Seeing both governments “working” against each other with protectionist measurements is not only harmful to the world as an economy, but also to the domestic economies of both countries. Although they could simply shift their labour in the U.S., if the restriction of labour mobility is non-existent and therefore structural unemployment would only be a short run factor, both spend their resources on this trade war, which is simply inefficiency and a misallocation of resources, hence a big threat to sustainability, because this trade war could in several years not only be about solar panels but a whole range of products, which affects a great number of people, seeing that the U.S. and China are the two biggest economies. This trade war is further reinforced by China wanting “to take America to the international trade court or WTO” (line 35).
So rather than producing what both countries have comparative advantages in, the U.S. commerce department tries to save a “sunset” industry, as the demand in Europe declines and Chinese competitors produce at prices lower than the manufacturing cost.
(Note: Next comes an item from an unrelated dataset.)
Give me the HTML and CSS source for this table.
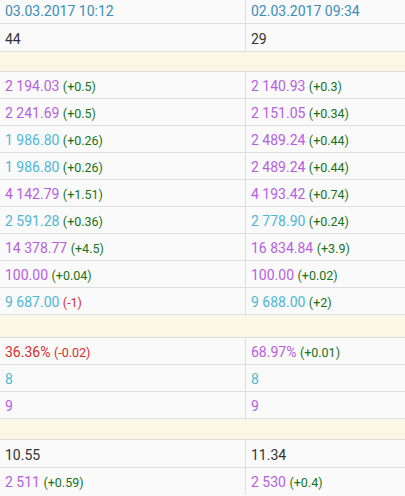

Concluding, both governments work against with counter-veiling protectionist measures, which must be critically evaluated as they slow down the economy. Although the U.S. can save more market share for them by using the measures, a lot of efficiency is lost and the resources could be allocated into sectors with comparative advantage, hence a problem of economic structure, as inefficient producers should close down. More importantly it is a threat to environmental sustainability, as it hinders the adoption of “green energy” with higher prices,“precisely at the moment that solar power is becoming competitive,”. (line 37-38).